## begin Source data
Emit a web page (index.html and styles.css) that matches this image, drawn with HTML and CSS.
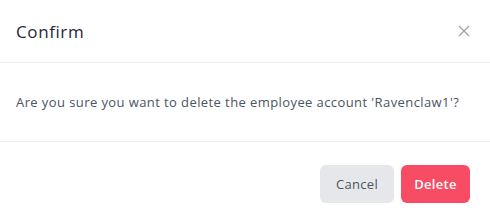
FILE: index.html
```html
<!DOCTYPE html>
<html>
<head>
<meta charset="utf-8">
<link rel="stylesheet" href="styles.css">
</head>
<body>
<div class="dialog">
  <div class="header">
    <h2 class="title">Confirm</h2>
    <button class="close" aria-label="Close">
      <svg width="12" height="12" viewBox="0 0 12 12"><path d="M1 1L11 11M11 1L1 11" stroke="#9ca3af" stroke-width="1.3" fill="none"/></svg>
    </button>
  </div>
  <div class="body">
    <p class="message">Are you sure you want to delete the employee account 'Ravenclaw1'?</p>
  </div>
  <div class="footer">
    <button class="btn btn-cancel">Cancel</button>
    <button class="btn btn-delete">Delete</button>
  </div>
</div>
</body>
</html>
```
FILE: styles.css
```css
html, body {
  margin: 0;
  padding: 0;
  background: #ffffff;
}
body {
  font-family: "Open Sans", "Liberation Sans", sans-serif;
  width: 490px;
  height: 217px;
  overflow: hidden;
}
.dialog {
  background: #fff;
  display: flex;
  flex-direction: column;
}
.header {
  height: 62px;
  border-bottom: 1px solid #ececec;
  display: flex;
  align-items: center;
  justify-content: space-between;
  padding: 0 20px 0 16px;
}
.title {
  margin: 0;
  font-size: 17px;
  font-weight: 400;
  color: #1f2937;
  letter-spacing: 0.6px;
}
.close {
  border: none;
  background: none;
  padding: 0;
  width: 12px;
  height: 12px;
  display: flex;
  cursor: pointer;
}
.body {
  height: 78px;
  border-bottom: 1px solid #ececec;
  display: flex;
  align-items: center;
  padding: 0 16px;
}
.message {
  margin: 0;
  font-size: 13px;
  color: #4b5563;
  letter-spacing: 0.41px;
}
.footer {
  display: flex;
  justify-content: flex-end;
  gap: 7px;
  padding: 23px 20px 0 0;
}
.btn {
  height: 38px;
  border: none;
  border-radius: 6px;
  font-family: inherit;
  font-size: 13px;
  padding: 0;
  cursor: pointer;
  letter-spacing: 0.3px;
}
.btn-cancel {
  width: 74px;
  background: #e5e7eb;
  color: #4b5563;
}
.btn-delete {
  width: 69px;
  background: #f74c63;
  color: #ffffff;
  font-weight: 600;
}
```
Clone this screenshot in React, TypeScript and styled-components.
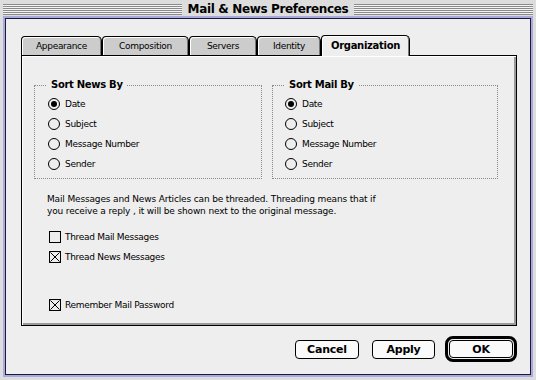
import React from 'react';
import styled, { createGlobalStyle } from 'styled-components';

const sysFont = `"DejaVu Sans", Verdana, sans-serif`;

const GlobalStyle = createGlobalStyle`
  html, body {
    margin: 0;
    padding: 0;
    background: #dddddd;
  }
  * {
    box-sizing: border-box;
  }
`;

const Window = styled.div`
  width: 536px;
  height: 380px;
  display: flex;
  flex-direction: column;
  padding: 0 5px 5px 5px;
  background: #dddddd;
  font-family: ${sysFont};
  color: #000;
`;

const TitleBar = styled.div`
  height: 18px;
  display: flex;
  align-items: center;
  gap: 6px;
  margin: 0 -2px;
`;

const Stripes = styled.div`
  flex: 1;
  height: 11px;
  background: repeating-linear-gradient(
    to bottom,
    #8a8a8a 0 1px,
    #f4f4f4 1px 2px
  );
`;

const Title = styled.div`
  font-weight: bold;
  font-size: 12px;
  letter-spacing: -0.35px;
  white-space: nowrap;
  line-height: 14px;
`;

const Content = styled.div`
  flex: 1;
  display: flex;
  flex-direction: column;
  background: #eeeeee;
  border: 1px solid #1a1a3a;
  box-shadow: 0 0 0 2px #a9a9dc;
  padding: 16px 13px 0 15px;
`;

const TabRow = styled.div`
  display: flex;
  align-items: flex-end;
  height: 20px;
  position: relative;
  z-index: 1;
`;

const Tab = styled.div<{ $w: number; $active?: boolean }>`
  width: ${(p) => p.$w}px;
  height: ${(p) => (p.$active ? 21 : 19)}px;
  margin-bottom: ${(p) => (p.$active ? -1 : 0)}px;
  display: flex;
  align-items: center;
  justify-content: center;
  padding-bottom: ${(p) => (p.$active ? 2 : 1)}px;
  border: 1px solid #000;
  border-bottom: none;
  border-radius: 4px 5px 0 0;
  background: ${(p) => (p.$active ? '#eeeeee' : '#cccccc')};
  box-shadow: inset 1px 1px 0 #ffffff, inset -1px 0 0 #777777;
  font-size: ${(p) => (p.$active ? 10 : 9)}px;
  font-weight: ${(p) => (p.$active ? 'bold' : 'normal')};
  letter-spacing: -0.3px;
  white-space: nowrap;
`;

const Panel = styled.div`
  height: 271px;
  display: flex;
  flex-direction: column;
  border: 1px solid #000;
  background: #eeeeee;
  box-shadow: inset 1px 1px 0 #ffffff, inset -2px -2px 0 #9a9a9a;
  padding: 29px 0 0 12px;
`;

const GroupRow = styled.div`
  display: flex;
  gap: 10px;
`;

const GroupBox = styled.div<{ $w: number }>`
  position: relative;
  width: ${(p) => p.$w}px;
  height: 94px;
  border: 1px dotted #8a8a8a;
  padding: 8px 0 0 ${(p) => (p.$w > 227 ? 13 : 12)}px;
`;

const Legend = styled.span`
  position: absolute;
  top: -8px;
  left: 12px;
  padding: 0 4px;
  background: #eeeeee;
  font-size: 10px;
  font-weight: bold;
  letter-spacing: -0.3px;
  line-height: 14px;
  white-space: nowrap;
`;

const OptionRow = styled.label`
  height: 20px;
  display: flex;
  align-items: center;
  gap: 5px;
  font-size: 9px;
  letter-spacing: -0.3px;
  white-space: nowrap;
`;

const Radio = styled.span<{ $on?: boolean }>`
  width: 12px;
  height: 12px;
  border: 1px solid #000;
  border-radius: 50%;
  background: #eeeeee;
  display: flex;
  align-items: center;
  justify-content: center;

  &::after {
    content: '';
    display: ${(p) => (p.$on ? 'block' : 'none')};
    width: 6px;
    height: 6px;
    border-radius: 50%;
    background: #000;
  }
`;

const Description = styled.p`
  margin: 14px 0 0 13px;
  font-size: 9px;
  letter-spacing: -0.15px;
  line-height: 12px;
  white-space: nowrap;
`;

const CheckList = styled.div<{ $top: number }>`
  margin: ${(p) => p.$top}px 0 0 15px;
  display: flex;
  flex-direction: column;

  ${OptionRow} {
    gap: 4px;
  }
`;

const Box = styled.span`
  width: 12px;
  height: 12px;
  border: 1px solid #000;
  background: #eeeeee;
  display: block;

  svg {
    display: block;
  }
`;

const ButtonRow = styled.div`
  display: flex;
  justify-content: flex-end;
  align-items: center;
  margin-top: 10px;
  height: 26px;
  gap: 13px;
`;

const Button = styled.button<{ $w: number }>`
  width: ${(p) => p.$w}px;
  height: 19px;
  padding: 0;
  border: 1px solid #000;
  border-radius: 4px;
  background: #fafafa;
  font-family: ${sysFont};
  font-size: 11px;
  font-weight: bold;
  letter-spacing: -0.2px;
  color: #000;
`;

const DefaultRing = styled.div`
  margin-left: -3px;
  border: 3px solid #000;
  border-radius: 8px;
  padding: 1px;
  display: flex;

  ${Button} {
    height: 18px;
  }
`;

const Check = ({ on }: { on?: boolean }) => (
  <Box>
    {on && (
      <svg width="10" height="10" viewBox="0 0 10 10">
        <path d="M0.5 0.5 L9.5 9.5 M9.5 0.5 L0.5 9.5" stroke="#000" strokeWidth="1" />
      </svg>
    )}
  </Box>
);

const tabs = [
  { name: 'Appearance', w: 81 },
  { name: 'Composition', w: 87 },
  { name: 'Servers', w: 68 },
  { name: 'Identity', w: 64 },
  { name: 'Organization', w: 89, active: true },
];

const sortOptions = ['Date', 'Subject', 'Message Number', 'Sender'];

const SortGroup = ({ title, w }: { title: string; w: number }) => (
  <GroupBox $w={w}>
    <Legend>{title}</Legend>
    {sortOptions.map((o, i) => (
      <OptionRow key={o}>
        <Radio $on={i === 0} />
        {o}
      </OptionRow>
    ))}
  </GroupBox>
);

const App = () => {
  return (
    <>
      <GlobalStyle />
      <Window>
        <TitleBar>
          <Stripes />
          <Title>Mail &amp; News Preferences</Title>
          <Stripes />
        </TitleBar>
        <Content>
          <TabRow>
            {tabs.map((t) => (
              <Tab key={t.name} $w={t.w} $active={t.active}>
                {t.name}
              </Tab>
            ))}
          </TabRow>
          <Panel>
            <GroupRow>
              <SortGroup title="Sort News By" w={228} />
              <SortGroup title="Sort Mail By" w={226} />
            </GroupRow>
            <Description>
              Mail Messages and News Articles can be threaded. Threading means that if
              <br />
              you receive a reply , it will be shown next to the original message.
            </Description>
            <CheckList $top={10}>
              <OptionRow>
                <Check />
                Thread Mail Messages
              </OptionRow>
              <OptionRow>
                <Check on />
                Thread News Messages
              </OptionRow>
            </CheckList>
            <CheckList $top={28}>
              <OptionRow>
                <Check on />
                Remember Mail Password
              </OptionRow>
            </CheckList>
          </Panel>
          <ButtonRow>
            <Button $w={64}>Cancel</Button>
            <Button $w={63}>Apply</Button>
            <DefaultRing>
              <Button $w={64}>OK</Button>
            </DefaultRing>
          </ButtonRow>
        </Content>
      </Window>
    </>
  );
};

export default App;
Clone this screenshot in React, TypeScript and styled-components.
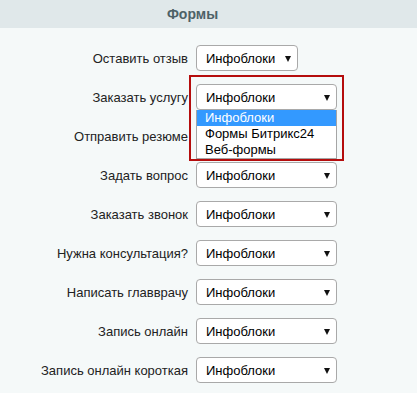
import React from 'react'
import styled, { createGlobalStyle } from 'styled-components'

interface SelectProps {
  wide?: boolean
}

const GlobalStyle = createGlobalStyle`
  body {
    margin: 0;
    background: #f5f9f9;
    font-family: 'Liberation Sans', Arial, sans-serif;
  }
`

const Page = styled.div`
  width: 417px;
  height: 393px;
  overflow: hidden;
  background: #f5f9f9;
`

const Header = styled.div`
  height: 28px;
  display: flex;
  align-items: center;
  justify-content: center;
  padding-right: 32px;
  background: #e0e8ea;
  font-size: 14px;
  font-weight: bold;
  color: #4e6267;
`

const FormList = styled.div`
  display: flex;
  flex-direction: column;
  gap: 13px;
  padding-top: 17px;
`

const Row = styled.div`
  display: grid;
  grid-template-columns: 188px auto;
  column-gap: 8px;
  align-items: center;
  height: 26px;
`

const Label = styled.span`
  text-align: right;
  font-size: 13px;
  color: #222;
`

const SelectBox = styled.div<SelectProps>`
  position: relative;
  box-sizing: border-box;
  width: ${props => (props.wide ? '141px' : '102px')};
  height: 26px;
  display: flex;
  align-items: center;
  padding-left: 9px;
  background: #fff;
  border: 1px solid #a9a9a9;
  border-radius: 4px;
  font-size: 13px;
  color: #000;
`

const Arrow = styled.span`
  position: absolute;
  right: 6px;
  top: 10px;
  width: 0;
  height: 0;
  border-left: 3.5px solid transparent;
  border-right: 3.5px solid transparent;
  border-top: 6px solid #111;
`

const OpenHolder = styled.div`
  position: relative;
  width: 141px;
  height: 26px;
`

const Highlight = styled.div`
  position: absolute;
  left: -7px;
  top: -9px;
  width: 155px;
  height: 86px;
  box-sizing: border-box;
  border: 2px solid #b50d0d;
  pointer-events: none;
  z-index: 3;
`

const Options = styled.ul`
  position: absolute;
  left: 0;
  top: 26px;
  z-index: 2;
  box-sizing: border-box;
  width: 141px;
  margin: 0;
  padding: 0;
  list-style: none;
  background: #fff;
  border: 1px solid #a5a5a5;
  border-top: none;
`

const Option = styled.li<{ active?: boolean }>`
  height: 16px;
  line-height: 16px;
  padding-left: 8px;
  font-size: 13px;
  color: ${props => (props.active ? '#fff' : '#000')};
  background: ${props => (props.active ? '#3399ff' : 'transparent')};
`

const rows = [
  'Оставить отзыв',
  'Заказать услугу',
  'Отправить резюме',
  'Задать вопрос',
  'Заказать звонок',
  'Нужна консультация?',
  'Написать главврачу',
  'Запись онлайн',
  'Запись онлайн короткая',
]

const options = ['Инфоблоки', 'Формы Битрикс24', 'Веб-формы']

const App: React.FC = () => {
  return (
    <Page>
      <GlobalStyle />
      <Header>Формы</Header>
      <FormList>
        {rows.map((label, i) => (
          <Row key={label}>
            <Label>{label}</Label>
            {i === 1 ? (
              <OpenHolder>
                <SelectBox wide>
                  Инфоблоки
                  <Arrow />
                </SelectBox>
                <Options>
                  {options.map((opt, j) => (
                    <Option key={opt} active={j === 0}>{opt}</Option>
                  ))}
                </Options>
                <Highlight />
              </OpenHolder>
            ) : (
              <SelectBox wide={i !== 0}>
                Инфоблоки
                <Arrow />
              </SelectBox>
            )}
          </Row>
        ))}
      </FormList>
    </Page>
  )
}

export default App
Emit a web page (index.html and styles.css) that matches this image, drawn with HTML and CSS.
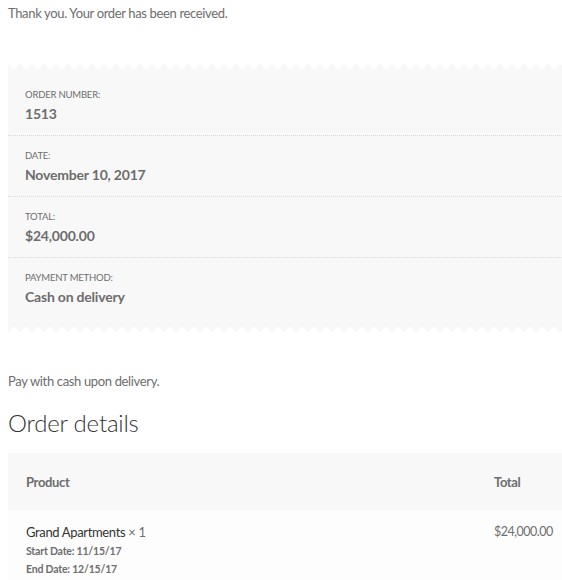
## end Source data
→ To do
Tally how many lines in the material above hold the word "components". Write only that number.

→ Solution to the problem
4